My guess is that the inductor has too high a DC resistance (or is saturating) and the transistor is not capable of being switched fast and/or hard enough.

 

[Waleed]

But you are not working with DC, if it were pure DC you would not need any capacitors and the inductor would have no effect.

The circuit takes an amount of energy from C1 and transfers it to L1 when the transistor in turned on.
This energy 'lump' is transferred to C3 when the transistor turns off.
Thus the current you measure is the average of a very jerky supply. The capacitors must have a low internal resistance (ESR) to deal with the pulses.

I used for C1,C3 ceramic capacitors which have less than 0.1 ohm as esr
i think the problem is in L1 .. so i added a resistor by series to L1 as it's shown in the figure


then i noticed that L1 has a big chance for being the reason of failure, It might has a considered esr
I made L1 by turning a 1 mm / 24 turns / 0.8 m wire around EI ferrite core .. I don't think it works well
I would ask you please if you have any information about designing inductors
Thank you again duke37

 

[duke37]

R1 is shown as 0.07Ω and you have replaced this with a link. The Texas sheet says that this resistor should be above 0.2Ω but perhaps this is only necessary without Q1 to limit the IC current.

Q1 is switched off when the voltage across R1 reaches 330mV. With your link in place, the current will be very high and will heat the transistor. Saturation of the core may well occur.

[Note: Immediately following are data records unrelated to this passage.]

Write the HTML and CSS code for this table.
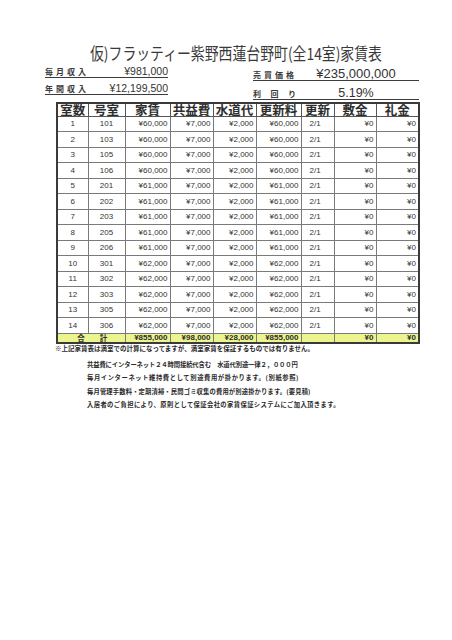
FILE: index.html
```html
<!DOCTYPE html>
<html lang="ja">
<head>
<meta charset="utf-8">
<title>家賃表</title>
<link rel="stylesheet" href="styles.css">
</head>
<body>
<div class="page">
  <h1 class="title"><span>仮)フラッティー紫野西蓮台野町(全14室)家賃表</span></h1>

  <div class="info">
    <div class="info-col left">
      <div class="info-row"><span class="lbl">毎月収入</span><span class="val">¥981,000</span></div>
      <div class="info-row"><span class="lbl">年間収入</span><span class="val">¥12,199,500</span></div>
    </div>
    <div class="info-col right">
      <div class="info-row"><span class="lbl">売買価格</span><span class="val big">¥235,000,000</span></div>
      <div class="info-row"><span class="lbl spaced">利回り</span><span class="val big pct">5.19%</span></div>
    </div>
  </div>

  <table class="rent">
    <colgroup>
      <col class="c-no"><col class="c-room"><col class="c-rent"><col class="c-fee"><col class="c-water"><col class="c-renew-fee"><col class="c-renew"><col class="c-deposit"><col class="c-key">
    </colgroup>
    <thead>
      <tr><th>室数</th><th>号室</th><th>家賃</th><th>共益費</th><th>水道代</th><th>更新料</th><th>更新</th><th>敷金</th><th>礼金</th></tr>
    </thead>
    <tbody>
      <tr><td class="ctr">1</td><td class="ctr">101</td><td>¥60,000</td><td>¥7,000</td><td>¥2,000</td><td>¥60,000</td><td class="rn">2/1</td><td>¥0</td><td>¥0</td></tr>
      <tr><td class="ctr">2</td><td class="ctr">103</td><td>¥60,000</td><td>¥7,000</td><td>¥2,000</td><td>¥60,000</td><td class="rn">2/1</td><td>¥0</td><td>¥0</td></tr>
      <tr><td class="ctr">3</td><td class="ctr">105</td><td>¥60,000</td><td>¥7,000</td><td>¥2,000</td><td>¥60,000</td><td class="rn">2/1</td><td>¥0</td><td>¥0</td></tr>
      <tr><td class="ctr">4</td><td class="ctr">106</td><td>¥60,000</td><td>¥7,000</td><td>¥2,000</td><td>¥60,000</td><td class="rn">2/1</td><td>¥0</td><td>¥0</td></tr>
      <tr><td class="ctr">5</td><td class="ctr">201</td><td>¥61,000</td><td>¥7,000</td><td>¥2,000</td><td>¥61,000</td><td class="rn">2/1</td><td>¥0</td><td>¥0</td></tr>
      <tr><td class="ctr">6</td><td class="ctr">202</td><td>¥61,000</td><td>¥7,000</td><td>¥2,000</td><td>¥61,000</td><td class="rn">2/1</td><td>¥0</td><td>¥0</td></tr>
      <tr><td class="ctr">7</td><td class="ctr">203</td><td>¥61,000</td><td>¥7,000</td><td>¥2,000</td><td>¥61,000</td><td class="rn">2/1</td><td>¥0</td><td>¥0</td></tr>
      <tr><td class="ctr">8</td><td class="ctr">205</td><td>¥61,000</td><td>¥7,000</td><td>¥2,000</td><td>¥61,000</td><td class="rn">2/1</td><td>¥0</td><td>¥0</td></tr>
      <tr><td class="ctr">9</td><td class="ctr">206</td><td>¥61,000</td><td>¥7,000</td><td>¥2,000</td><td>¥61,000</td><td class="rn">2/1</td><td>¥0</td><td>¥0</td></tr>
      <tr><td class="ctr">10</td><td class="ctr">301</td><td>¥62,000</td><td>¥7,000</td><td>¥2,000</td><td>¥62,000</td><td class="rn">2/1</td><td>¥0</td><td>¥0</td></tr>
      <tr><td class="ctr">11</td><td class="ctr">302</td><td>¥62,000</td><td>¥7,000</td><td>¥2,000</td><td>¥62,000</td><td class="rn">2/1</td><td>¥0</td><td>¥0</td></tr>
      <tr><td class="ctr">12</td><td class="ctr">303</td><td>¥62,000</td><td>¥7,000</td><td>¥2,000</td><td>¥62,000</td><td class="rn">2/1</td><td>¥0</td><td>¥0</td></tr>
      <tr><td class="ctr">13</td><td class="ctr">305</td><td>¥62,000</td><td>¥7,000</td><td>¥2,000</td><td>¥62,000</td><td class="rn">2/1</td><td>¥0</td><td>¥0</td></tr>
      <tr><td class="ctr">14</td><td class="ctr">306</td><td>¥62,000</td><td>¥7,000</td><td>¥2,000</td><td>¥62,000</td><td class="rn">2/1</td><td>¥0</td><td>¥0</td></tr>
    </tbody>
    <tfoot>
      <tr class="total"><td colspan="2" class="sum-lbl">合　　計</td><td>¥855,000</td><td>¥98,000</td><td>¥28,000</td><td>¥855,000</td><td></td><td>¥0</td><td>¥0</td></tr>
    </tfoot>
  </table>

  <div class="notes">
    <p class="note-main">※上記家賃表は満室での計算になってますが、満室家賃を保証するものでは有りません。</p>
    <p class="note n1">共益費にインターネット２４時間接続代含む　水道代別途一律２，０００円</p>
    <p class="note n2">毎月インターネット維持費として別途費用が掛かります。(別紙参照)</p>
    <p class="note n3">毎月管理手数料・定期清掃・民間ゴミ収集の費用が別途掛かります。(要見積)</p>
    <p class="note n4">入居者のご負担により、原則として保証会社の家賃保証システムにご加入頂きます。</p>
  </div>
</div>
</body>
</html>
```

FILE: styles.css
```css
html, body {
  margin: 0;
  background: #fff;
}
body {
  width: 452px;
  height: 640px;
  overflow: hidden;
  color: #333;
  font-family: "Liberation Sans", "Noto Sans CJK JP", sans-serif;
}
.page {
  padding-top: 44px;
}
.title {
  margin: 0;
  padding-left: 90px;
  font: 400 16.5px/18px "Noto Sans CJK JP", sans-serif;
  color: #3a3a3a;
  white-space: nowrap;
}
.title span {
  display: inline-block;
  transform: scaleX(0.84);
  transform-origin: left center;
}

/* summary rows */
.info {
  display: flex;
  align-items: flex-start;
}
.info-col {
  display: flex;
  flex-direction: column;
}
.info-col.left {
  margin-left: 45px;
  width: 123px;
  padding-top: 4px;
  gap: 5px;
}
.info-col.right {
  margin-left: 85px;
  width: 166px;
  padding-top: 6px;
  gap: 6px;
}
.info-row {
  display: flex;
  align-items: baseline;
  justify-content: space-between;
  border-bottom: 1px solid #3c3c3c;
  height: 11px;
  line-height: 11px;
  white-space: nowrap;
}
.right .info-row {
  height: 12px;
  line-height: 12px;
}
.lbl {
  font: 700 8px/1 "Noto Sans CJK JP", sans-serif;
  letter-spacing: 3px;
  color: #3a3a3a;
  flex: none;
  white-space: nowrap;
}
.lbl.spaced {
  letter-spacing: 9.5px;
}
.val {
  font-size: 10.5px;
  color: #333;
}
.right .lbl {
  width: 50px;
}
.val.big {
  flex: 1;
  text-align: center;
  font-size: 13px;
  padding-right: 10px;
}
.val.pct {
  font-size: 12.5px;
}

/* table */
.rent {
  margin: 2px 0 0 56px;
  width: 362px;
  table-layout: fixed;
  border-collapse: collapse;
  border: 2px solid #3a3a3a;
}
.c-no { width: 31px; }
.c-room { width: 37px; }
.c-rent { width: 45px; }
.c-fee { width: 43px; }
.c-water { width: 43px; }
.c-renew-fee { width: 45px; }
.c-renew { width: 33px; }
.c-deposit { width: 42px; }
.c-key { width: 43px; }

.rent thead tr {
  height: 13px;
}
.rent th {
  padding: 0;
  font: 700 12.5px/11px "Noto Sans CJK JP", sans-serif;
  color: #2e2e2e;
  text-align: center;
  border: 1px solid #555;
  border-bottom-width: 1.5px;
  white-space: nowrap;
}
.rent tbody tr {
  height: 15.5px;
}
.rent td {
  padding: 0 2px 0 0;
  font-size: 8px;
  line-height: 9px;
  text-align: right;
  color: #333;
  border: 1px solid #7a7a7a;
  white-space: nowrap;
}
.rent td.ctr {
  text-align: center;
  padding: 0;
}
.rent td.rn {
  text-align: left;
  padding-left: 8px;
}
.rent .total {
  height: 10px;
}
.rent .total td {
  background: #ecf48e;
  font-weight: 700;
  line-height: 8px;
  color: #2e2e2e;
  border-top: 1.5px solid #555;
}
.rent .total td.sum-lbl {
  text-align: center;
  padding: 0 0 0 2px;
  font-family: "Noto Sans CJK JP", sans-serif;
  font-size: 7.5px;
}

/* notes */
.notes {
  font-family: "Noto Sans CJK JP", sans-serif;
  font-weight: 700;
  font-size: 6.5px;
  color: #2a2a2a;
}
.notes p {
  margin: 0;
  white-space: nowrap;
}
.note-main {
  padding-left: 55px;
  line-height: 9px;
}
.note {
  padding-left: 87px;
  line-height: 13.4px;
  font-size: 6.3px;
}
.note.n1 {
  margin-top: 5px;
  letter-spacing: -0.1px;
}
.note.n2 {
  letter-spacing: 0.6px;
}
.note.n3 {
  letter-spacing: 0.15px;
}
.note.n4 {
  letter-spacing: 0.4px;
}
```
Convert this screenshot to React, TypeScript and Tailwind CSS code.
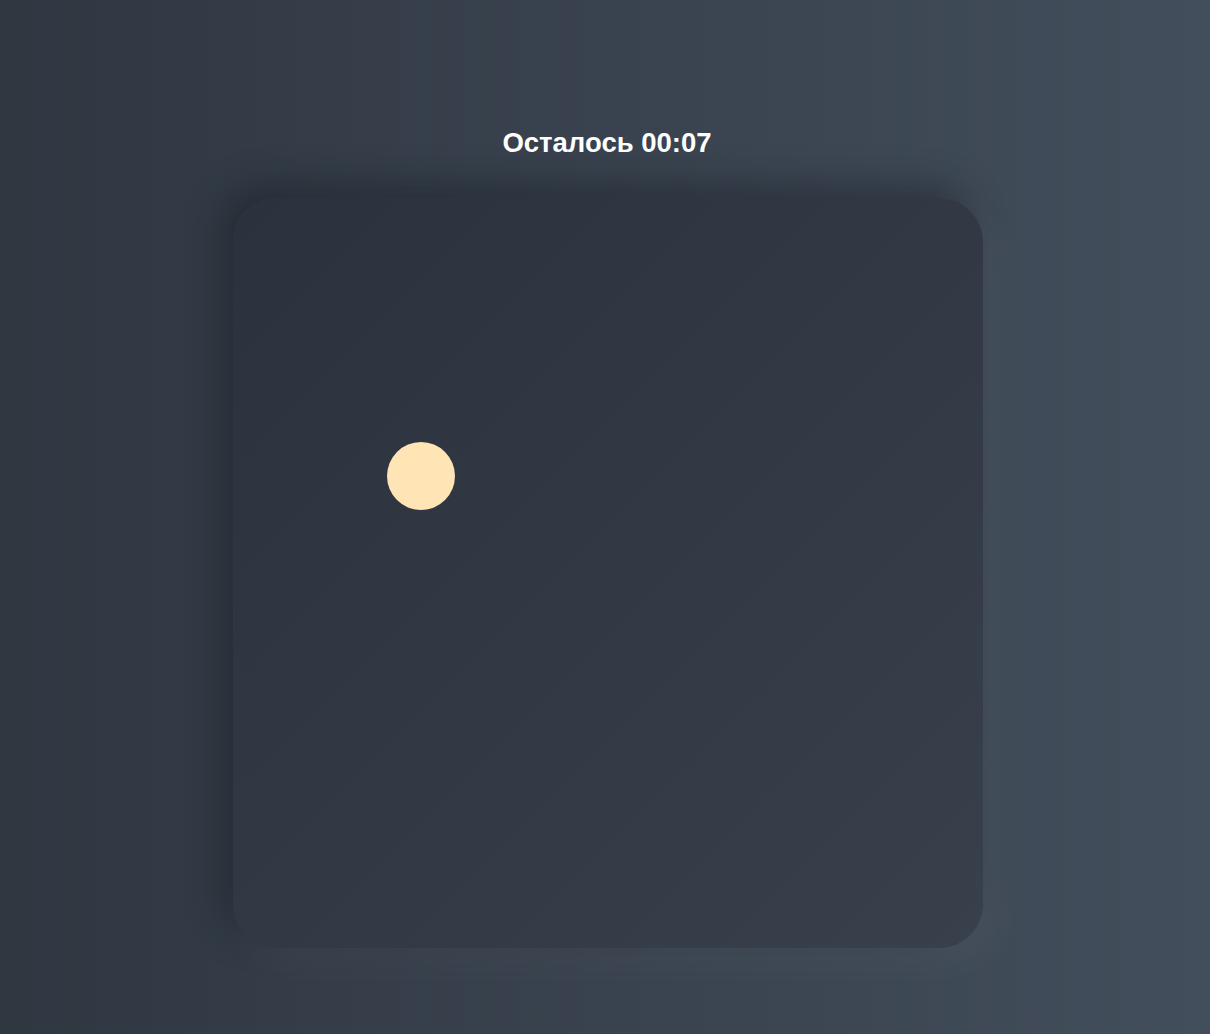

R5 will do nothing except waste power.

I cannot help with inductor design but the first thing you need will be data on the core.

 

[BobK]

R1 looks like it is functioning as a current sense resistor. If it is wrong, the chip is going to cut off the current at the wrong time.

You need to get a power inductor rated at higher than the peak current (which is going to be higher than your output current). It I highly doubtful that the one you make meets this spec.

The datasheet should have info on sizing the inductor.

Bob

 

[KrisBlueNZ]

I agree with the others that the most likely problems are (a) the inductor is saturating - you need an inductor rated for at least 5A saturation current; (b) the input and output capacitors must be low-impedance, high-ripple-current types; (c) replacing a current sense resistor with a piece of wire is never a good idea. I have a few more concerns.

First, if you're building the circuit on a breadboard, don't! You need low-impedance, high-current connections and a breadboard simply will not cut it. You should really use a PCB that has been carefully designed, considering the current paths, but it's possible to prototype on stripboard or pad-board if you follow the recommendations.

Second, the MC34063 is an ancient device and there are much better options nowadays. A big improvement can be gained by using a MOSFET instead of a bipolar transistor, especially instead of a slow one like a TIP31. I think you should abandon that circuit.

You can get ICs with switching devices built in - see the LM2587 and the LT1170. If you want to use an external switch, I recommend the UC3845 driving a MOSFET. The example applications show a flyback converter but it's equally at home as a boost converter.

Even if you're not going to use it, the LT1170 has a very detailed data sheet written by experts and it's well worth reading for guidelines on component selection and PCB layout.

 

[Waleed]

I agree with the others that the most likely problems are (a) the inductor is saturating - you need an inductor rated for at least 5A saturation current; (b) the input and output capacitors must be low-impedance, high-ripple-current types; (c) replacing a current sense resistor with a piece of wire is never a good idea. I have a few more concerns.

First, if you're building the circuit on a breadboard, don't! You need low-impedance, high-current connections and a breadboard simply will not cut it. You should really use a PCB that has been carefully designed, considering the current paths, but it's possible to prototype on stripboard or pad-board if you follow the recommendations.

Second, the MC34063 is an ancient device and there are much better options nowadays. A big improvement can be gained by using a MOSFET instead of a bipolar transistor, especially instead of a slow one like a TIP31. I think you should abandon that circuit.

You can get ICs with switching devices built in - see the LM2587 and the LT1170. If you want to use an external switch, I recommend the UC3845 driving a MOSFET. The example applications show a flyback converter but it's equally at home as a boost converter.

Even if you're not going to use it, the LT1170 has a very detailed data sheet written by experts and it's well worth reading for guidelines on component selection and PCB layout.

Thank you KrisBlueNZ for your helpful reply, i gave up using this circuit. I think I'm going to go with your advice, so i'm going to use the uc3845 driving a MOSFET.
I use proteus software for circuits simulation, but it doesn't have a model for the UC3845. I would ask you please if you know any simulation software has the UC3845 model

 

[KrisBlueNZ]

No, sorry. Texas Instruments may provide a SPICE model but then you would have to buy SPICE.

 

[ruabk]

Hi, Waleed .
Psim softwave can help you. It have one example in example foder use Uc 3844.

 

[electronicsbeliever.com]

YES the inductor is saturating. you can focus on redesigning the inductor. You can use toroid cores if you want. Consider also replacing the BJT with NMOS to really operate at saturation and store all the energy in the inductor during Ton period.